Pronoun declarations have shifted from social media bios to professional email signatures. A quick search of my inbox for “he/him” and “she/her” shows a high number of results for civil servants, BBC employees, and academics at universities from Oxford University to Oxford Brookes.
When writing emails to someone, when do we ever refer to that person as he/him or she/her, anyway? Third-person pronouns rarely come up in conversation around a person in real life unless one is being rude. My grandmother would always say, “Who is she, the cat’s mother?” if I referred to someone by their pronoun instead of their name – but using the third person pronoun in an email is even rarer. The absence of body language to point out who you might be referring to makes it difficult. The whole pronoun situation is such a non-issue; it’s surprising to see how rapidly it has been taken up by the metropolitan elite: civil servants, academics and the mainstream media.
The Scottish government is now jumping on the bandwagon, pushing a “pronoun pledge” to encourage civil servants to include their pronouns in their email signatures. However, a consultation poll resulted in a vast majority (60 per cent) of respondents expressing their discomfort with the idea of having to declare their pronouns.

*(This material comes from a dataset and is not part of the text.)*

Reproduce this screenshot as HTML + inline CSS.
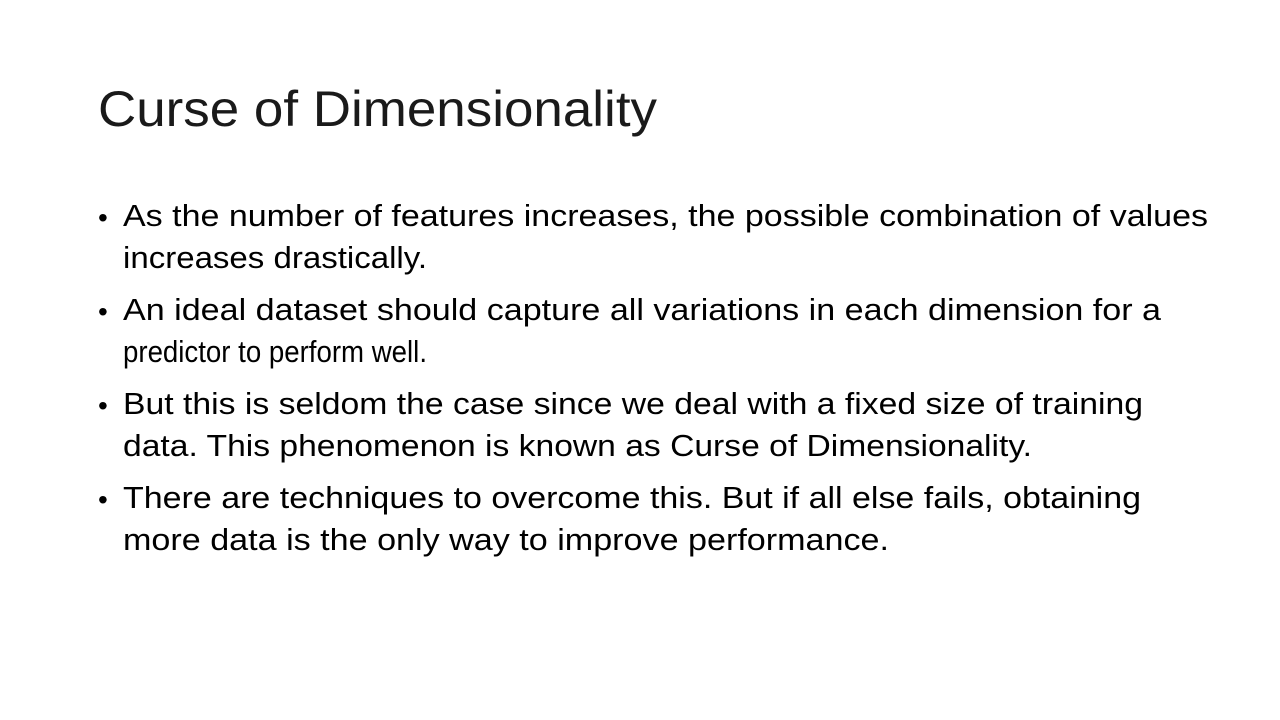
<!DOCTYPE html>
<html><head><meta charset="utf-8"><style>
html,body{margin:0;padding:0;background:#fff;}
svg{display:block;}
text{font-family:"Liberation Sans",sans-serif;fill:#000;}
</style></head><body>
<svg width="1280" height="720" viewBox="0 0 1280 720" xmlns="http://www.w3.org/2000/svg">
<rect width="1280" height="720" fill="#fff"/>
<text x="98" y="126" font-size="50" textLength="559" lengthAdjust="spacingAndGlyphs" style="fill:#1a1a1a">Curse of Dimensionality</text>
<g font-size="31">
<text x="98" y="227" font-size="28">•</text>
<text x="123" y="226" textLength="1085" lengthAdjust="spacingAndGlyphs">As the number of features increases, the possible combination of values</text>
<text x="123" y="268" textLength="304" lengthAdjust="spacingAndGlyphs">increases drastically.</text>
<text x="98" y="321" font-size="28">•</text>
<text x="123" y="320" textLength="1038" lengthAdjust="spacingAndGlyphs">An ideal dataset should capture all variations in each dimension for a</text>
<text x="123" y="362" textLength="304" lengthAdjust="spacingAndGlyphs">predictor to perform well.</text>
<text x="98" y="415" font-size="28">•</text>
<text x="123" y="414" textLength="1020" lengthAdjust="spacingAndGlyphs">But this is seldom the case since we deal with a fixed size of training</text>
<text x="123" y="456" textLength="909" lengthAdjust="spacingAndGlyphs">data. This phenomenon is known as Curse of Dimensionality.</text>
<text x="98" y="509" font-size="28">•</text>
<text x="123" y="508" textLength="1018" lengthAdjust="spacingAndGlyphs">There are techniques to overcome this. But if all else fails, obtaining</text>
<text x="123" y="550" textLength="766" lengthAdjust="spacingAndGlyphs">more data is the only way to improve performance.</text>
</g>
</svg>
</body></html>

Could it be that an approach to appear inclusive to the minority is exclusive to the majority? Less than one per cent of the UK population identifies as trans, and while it’s important to ensure minority groups feel welcome, that should not come at the expense of the majority. Coercing people to display their pronouns could be tantamount to gender discrimination – a protected characteristic in the Equality Act 2010.
Then there’s the issue of made-up pronouns such as zie/zirself, ze/zem, xe/xem, which nobody outside of the exclusive trans-community knows what they mean. Is that the purpose? To design a community that is so exclusive that by default, everyone else is written off as bigoted and backward in their views?
Activist groups like Mermaids and Stonewall appear to have an agenda that you either subscribe to unquestioning or you’re cancelled for being transphobic; this approach is antagonistic and unhelpful to the small community they purport to support.
The debate around trans rights is a genuine and important one; who gets to identify as which gender is a prevalent debate in schools, sport and the criminal justice system, for example. But this is not that debate. We must not fall into the trap of conflating trans issues with pronouns in bios.
This attempt to compel people to use trans-lobby language in one’s email signatures is often portrayed by my colleagues on the Right as authoritarian – I wouldn’t go that far, it’s quite common for companies to have an email signature policy, that’s just good etiquette (or “Netiquette”), but this is just a distraction from the real battle that’s going on; the erasure of women from our culture.
The question isn’t should we include he/him or she/her in our email signatures; the important question to be asking is why are we allowing boys in our girls’ changing rooms, why are we allowing men in women’s prisons, and why are we called ‘phobics for raising these questions and wanting to protect the rights of woman and girls?